Implementing Non-Blocking Waiting with Coroutines #

When many people hear the term “coroutines,” they immediately think of the Go programming language. For most Java programmers, coroutines may still be unfamiliar, but their usage in Go is quite mature.

Coroutines are a lighter-weight alternative to threads. Unlike processes and threads, which are managed by the operating system kernel, coroutines are entirely controlled by the program itself and executed in user mode. Coroutines eliminate the context-switching overhead associated with thread switches, resulting in significant performance improvements. The application of coroutines in multithreaded scenarios will be discussed in detail in Lesson 18.
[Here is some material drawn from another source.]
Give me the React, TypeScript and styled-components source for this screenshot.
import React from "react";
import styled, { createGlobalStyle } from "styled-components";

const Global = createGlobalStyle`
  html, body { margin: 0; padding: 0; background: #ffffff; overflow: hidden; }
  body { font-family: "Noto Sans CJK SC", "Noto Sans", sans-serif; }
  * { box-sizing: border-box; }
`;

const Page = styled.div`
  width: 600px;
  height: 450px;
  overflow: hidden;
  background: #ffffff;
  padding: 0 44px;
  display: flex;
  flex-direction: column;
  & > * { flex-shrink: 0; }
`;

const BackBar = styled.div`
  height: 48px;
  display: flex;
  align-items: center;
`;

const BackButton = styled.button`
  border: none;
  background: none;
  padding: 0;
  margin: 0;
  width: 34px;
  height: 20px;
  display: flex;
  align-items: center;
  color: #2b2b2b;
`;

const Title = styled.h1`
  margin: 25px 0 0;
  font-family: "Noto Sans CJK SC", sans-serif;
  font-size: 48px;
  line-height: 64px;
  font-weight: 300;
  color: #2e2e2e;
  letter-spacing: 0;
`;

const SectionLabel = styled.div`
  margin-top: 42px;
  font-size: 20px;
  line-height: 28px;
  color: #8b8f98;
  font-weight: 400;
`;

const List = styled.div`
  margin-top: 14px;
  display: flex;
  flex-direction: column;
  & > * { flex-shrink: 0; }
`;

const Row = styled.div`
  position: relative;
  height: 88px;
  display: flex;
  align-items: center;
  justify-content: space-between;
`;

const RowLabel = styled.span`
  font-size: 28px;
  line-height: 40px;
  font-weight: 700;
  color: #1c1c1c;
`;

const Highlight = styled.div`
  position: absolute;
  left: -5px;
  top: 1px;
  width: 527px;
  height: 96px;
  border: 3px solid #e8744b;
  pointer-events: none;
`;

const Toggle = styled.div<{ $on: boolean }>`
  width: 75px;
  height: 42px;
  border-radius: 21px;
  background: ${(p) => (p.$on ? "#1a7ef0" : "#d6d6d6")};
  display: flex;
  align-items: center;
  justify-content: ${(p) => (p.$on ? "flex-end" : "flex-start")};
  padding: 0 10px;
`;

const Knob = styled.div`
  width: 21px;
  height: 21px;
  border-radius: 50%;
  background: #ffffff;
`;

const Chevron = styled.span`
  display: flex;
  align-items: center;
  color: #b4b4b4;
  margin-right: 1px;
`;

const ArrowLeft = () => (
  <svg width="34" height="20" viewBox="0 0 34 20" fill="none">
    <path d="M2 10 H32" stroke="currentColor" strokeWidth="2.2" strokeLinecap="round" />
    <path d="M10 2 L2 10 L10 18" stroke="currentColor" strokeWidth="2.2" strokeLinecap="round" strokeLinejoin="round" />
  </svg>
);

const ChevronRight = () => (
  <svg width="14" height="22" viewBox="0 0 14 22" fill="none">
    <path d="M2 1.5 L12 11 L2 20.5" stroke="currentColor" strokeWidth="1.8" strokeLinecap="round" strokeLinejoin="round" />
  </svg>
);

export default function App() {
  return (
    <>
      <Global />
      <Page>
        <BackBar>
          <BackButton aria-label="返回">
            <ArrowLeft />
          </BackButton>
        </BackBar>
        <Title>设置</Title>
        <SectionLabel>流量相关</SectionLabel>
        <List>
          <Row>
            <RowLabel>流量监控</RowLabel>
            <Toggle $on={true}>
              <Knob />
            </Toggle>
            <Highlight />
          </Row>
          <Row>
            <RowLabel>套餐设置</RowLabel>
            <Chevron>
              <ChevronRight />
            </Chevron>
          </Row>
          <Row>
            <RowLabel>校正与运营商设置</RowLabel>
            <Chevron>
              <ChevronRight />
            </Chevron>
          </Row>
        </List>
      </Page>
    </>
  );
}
Reducing Java Virtual Machine Garbage Collection #

In the previous lecture on the causes of context switching, we mentioned that “garbage collection can lead to context switching.”

Many JVM garbage collectors (such as the serial collector and ParNew collector) generate memory fragmentation when reclaiming old objects, requiring memory compaction during this process. Moving surviving objects entails a change in their memory addresses, necessitating the suspension of threads before moving them and waking them up again after the movement is completed. Therefore, reducing the frequency of JVM garbage collection can effectively reduce context switching.

Summary #

Context switching is one of the reasons for the performance overhead in multi-threaded programming. Operations such as competing for locks, inter-thread communication, and excessive thread creation can all lead to context switching in a system. In addition, I/O blocking and JVM garbage collection can also increase context switching.

In general, frequent context switching can impact the performance of a system, so we should try to avoid it. Furthermore, we can also consider context switching as a performance metric for the system and incorporate it into service performance monitoring to prevent potential issues.

Reflection Question #

In addition to the factors I mentioned in my previous analysis that lead to thread context switching, do you know of any other factors that contribute to it? What are the corresponding optimization methods?